Exercise brief — Give every line back verbatim, dropping all images.

Dataset content —
^^^^^^^^^^^^^^^^

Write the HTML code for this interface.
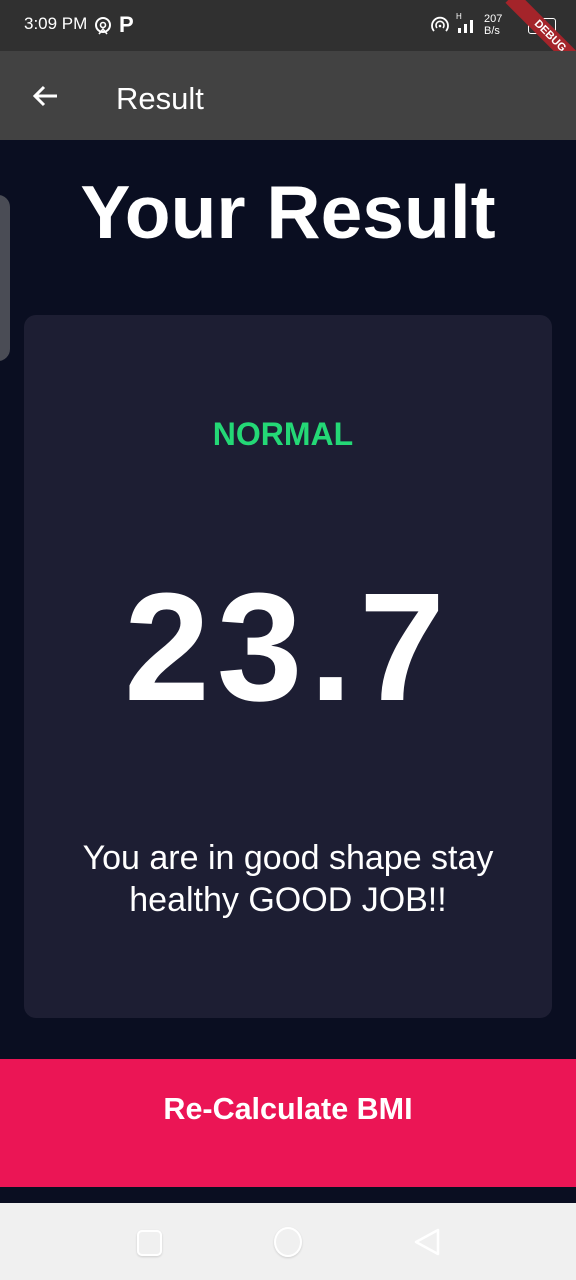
<!DOCTYPE html>
<html><head><style>
body{margin:0;width:576px;height:1280px;position:relative;background:#0a0e21;font-family:"Liberation Sans",Roboto,sans-serif;overflow:hidden}
.abs{position:absolute}
</style></head><body>
<div class="abs" style="left:0;top:0;width:576px;height:51px;background:#303030"></div>
<div class="abs" style="left:24px;top:14px;color:#fff;font-size:17px">3:09 PM</div>
<svg class="abs" style="left:93px;top:16px" width="20" height="20" viewBox="0 0 20 20"><circle cx="10" cy="9" r="7" fill="none" stroke="#fff" stroke-width="2"/><circle cx="10" cy="9" r="2.5" fill="none" stroke="#fff" stroke-width="1.6"/><path d="M6 18l4-5 4 5" fill="none" stroke="#fff" stroke-width="1.6"/></svg>
<div class="abs" style="left:119px;top:12px;color:#fff;font-size:22px;font-weight:bold">P</div>
<svg class="abs" style="left:430px;top:16px" width="20" height="20" viewBox="0 0 20 20"><path d="M4 15A8 8 0 1 1 16 15" fill="none" stroke="#fff" stroke-width="1.8"/><path d="M7 12A4 4 0 1 1 13 12" fill="none" stroke="#fff" stroke-width="1.6"/><circle cx="10" cy="10" r="1.3" fill="#fff"/></svg>
<div class="abs" style="left:456px;top:12px;color:#fff;font-size:8px">H</div>
<div class="abs" style="left:458px;top:28px;width:3px;height:5px;background:#fff"></div>
<div class="abs" style="left:464px;top:24px;width:3px;height:9px;background:#fff"></div>
<div class="abs" style="left:470px;top:20px;width:3px;height:13px;background:#fff"></div>
<div class="abs" style="left:484px;top:13px;color:#fff;font-size:11px;line-height:12px">207<br>B/s</div>
<div class="abs" style="left:528px;top:18px;width:26px;height:14px;border:1.5px solid #fff;border-radius:3px;color:#fff;font-size:11px;font-weight:bold;text-align:center;line-height:14px">19</div>
<div class="abs" style="left:495px;top:28px;width:110px;height:16px;background:#a4242a;transform:rotate(45deg);color:#fff;font-size:11px;font-weight:bold;text-align:center;line-height:16px">DEBUG</div>
<div class="abs" style="left:0;top:51px;width:576px;height:89px;background:#424242"></div>
<svg class="abs" style="left:30px;top:83px" width="30" height="26" viewBox="0 0 30 26"><path d="M27 13H5M14 4L5 13l9 9" fill="none" stroke="#fff" stroke-width="3"/></svg>
<div class="abs" style="left:116px;top:81px;color:#fff;font-size:31px">Result</div>
<div class="abs" style="left:-14px;top:195px;width:24px;height:166px;background:#4a4c55;border-radius:12px"></div>
<div class="abs" style="left:0;top:169px;width:576px;text-align:center;color:#fff;font-size:75px;font-weight:bold">Your Result</div>
<div class="abs" style="left:24px;top:315px;width:528px;height:703px;background:#1d1e33;border-radius:12px"></div>
<div class="abs" style="left:0;top:416px;width:566px;text-align:center;color:#24d876;font-size:32px;font-weight:bold">NORMAL</div>
<div class="abs" style="left:0;top:562px;width:576px;text-align:center;color:#fff;font-size:154px;font-weight:bold;line-height:170px;letter-spacing:7px">23.7</div>
<div class="abs" style="left:30px;top:837px;width:516px;text-align:center;color:#fff;font-size:34px;line-height:42px">You are in good shape stay healthy GOOD JOB!!</div>
<div class="abs" style="left:0;top:1059px;width:576px;height:128px;background:#eb1555;color:#fff;font-size:30.5px;font-weight:bold;text-align:center;line-height:100px">Re-Calculate BMI</div>
<div class="abs" style="left:0;top:1203px;width:576px;height:77px;background:#f0f0f0"></div>
<div class="abs" style="left:137px;top:1230px;width:21px;height:22px;border:2px solid #fff;border-radius:5px;box-shadow:0 1px 2px rgba(0,0,0,.15)"></div>
<div class="abs" style="left:274px;top:1227px;width:24px;height:26px;border:2px solid #fff;border-radius:50%;box-shadow:0 1px 2px rgba(0,0,0,.15)"></div>
<svg class="abs" style="left:412px;top:1227px" width="30" height="30" viewBox="0 0 30 30"><path d="M26 3L4 15l22 12z" fill="none" stroke="#fff" stroke-width="2.5" stroke-linejoin="round"/></svg>
</body></html>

^^^^^^^^^^^^^^^^

Result of the task —
Write the HTML code for this interface.
<!DOCTYPE html>
<html><head><style>
body{margin:0;width:576px;height:1280px;position:relative;background:#0a0e21;font-family:"Liberation Sans",Roboto,sans-serif;overflow:hidden}
.abs{position:absolute}
</style></head><body>
<div class="abs" style="left:0;top:0;width:576px;height:51px;background:#303030"></div>
<div class="abs" style="left:24px;top:14px;color:#fff;font-size:17px">3:09 PM</div>
<svg class="abs" style="left:93px;top:16px" width="20" height="20" viewBox="0 0 20 20"><circle cx="10" cy="9" r="7" fill="none" stroke="#fff" stroke-width="2"/><circle cx="10" cy="9" r="2.5" fill="none" stroke="#fff" stroke-width="1.6"/><path d="M6 18l4-5 4 5" fill="none" stroke="#fff" stroke-width="1.6"/></svg>
<div class="abs" style="left:119px;top:12px;color:#fff;font-size:22px;font-weight:bold">P</div>
<svg class="abs" style="left:430px;top:16px" width="20" height="20" viewBox="0 0 20 20"><path d="M4 15A8 8 0 1 1 16 15" fill="none" stroke="#fff" stroke-width="1.8"/><path d="M7 12A4 4 0 1 1 13 12" fill="none" stroke="#fff" stroke-width="1.6"/><circle cx="10" cy="10" r="1.3" fill="#fff"/></svg>
<div class="abs" style="left:456px;top:12px;color:#fff;font-size:8px">H</div>
<div class="abs" style="left:458px;top:28px;width:3px;height:5px;background:#fff"></div>
<div class="abs" style="left:464px;top:24px;width:3px;height:9px;background:#fff"></div>
<div class="abs" style="left:470px;top:20px;width:3px;height:13px;background:#fff"></div>
<div class="abs" style="left:484px;top:13px;color:#fff;font-size:11px;line-height:12px">207<br>B/s</div>
<div class="abs" style="left:528px;top:18px;width:26px;height:14px;border:1.5px solid #fff;border-radius:3px;color:#fff;font-size:11px;font-weight:bold;text-align:center;line-height:14px">19</div>
<div class="abs" style="left:495px;top:28px;width:110px;height:16px;background:#a4242a;transform:rotate(45deg);color:#fff;font-size:11px;font-weight:bold;text-align:center;line-height:16px">DEBUG</div>
<div class="abs" style="left:0;top:51px;width:576px;height:89px;background:#424242"></div>
<svg class="abs" style="left:30px;top:83px" width="30" height="26" viewBox="0 0 30 26"><path d="M27 13H5M14 4L5 13l9 9" fill="none" stroke="#fff" stroke-width="3"/></svg>
<div class="abs" style="left:116px;top:81px;color:#fff;font-size:31px">Result</div>
<div class="abs" style="left:-14px;top:195px;width:24px;height:166px;background:#4a4c55;border-radius:12px"></div>
<div class="abs" style="left:0;top:169px;width:576px;text-align:center;color:#fff;font-size:75px;font-weight:bold">Your Result</div>
<div class="abs" style="left:24px;top:315px;width:528px;height:703px;background:#1d1e33;border-radius:12px"></div>
<div class="abs" style="left:0;top:416px;width:566px;text-align:center;color:#24d876;font-size:32px;font-weight:bold">NORMAL</div>
<div class="abs" style="left:0;top:562px;width:576px;text-align:center;color:#fff;font-size:154px;font-weight:bold;line-height:170px;letter-spacing:7px">23.7</div>
<div class="abs" style="left:30px;top:837px;width:516px;text-align:center;color:#fff;font-size:34px;line-height:42px">You are in good shape stay healthy GOOD JOB!!</div>
<div class="abs" style="left:0;top:1059px;width:576px;height:128px;background:#eb1555;color:#fff;font-size:30.5px;font-weight:bold;text-align:center;line-height:100px">Re-Calculate BMI</div>
<div class="abs" style="left:0;top:1203px;width:576px;height:77px;background:#f0f0f0"></div>
<div class="abs" style="left:137px;top:1230px;width:21px;height:22px;border:2px solid #fff;border-radius:5px;box-shadow:0 1px 2px rgba(0,0,0,.15)"></div>
<div class="abs" style="left:274px;top:1227px;width:24px;height:26px;border:2px solid #fff;border-radius:50%;box-shadow:0 1px 2px rgba(0,0,0,.15)"></div>
<svg class="abs" style="left:412px;top:1227px" width="30" height="30" viewBox="0 0 30 30"><path d="M26 3L4 15l22 12z" fill="none" stroke="#fff" stroke-width="2.5" stroke-linejoin="round"/></svg>
</body></html>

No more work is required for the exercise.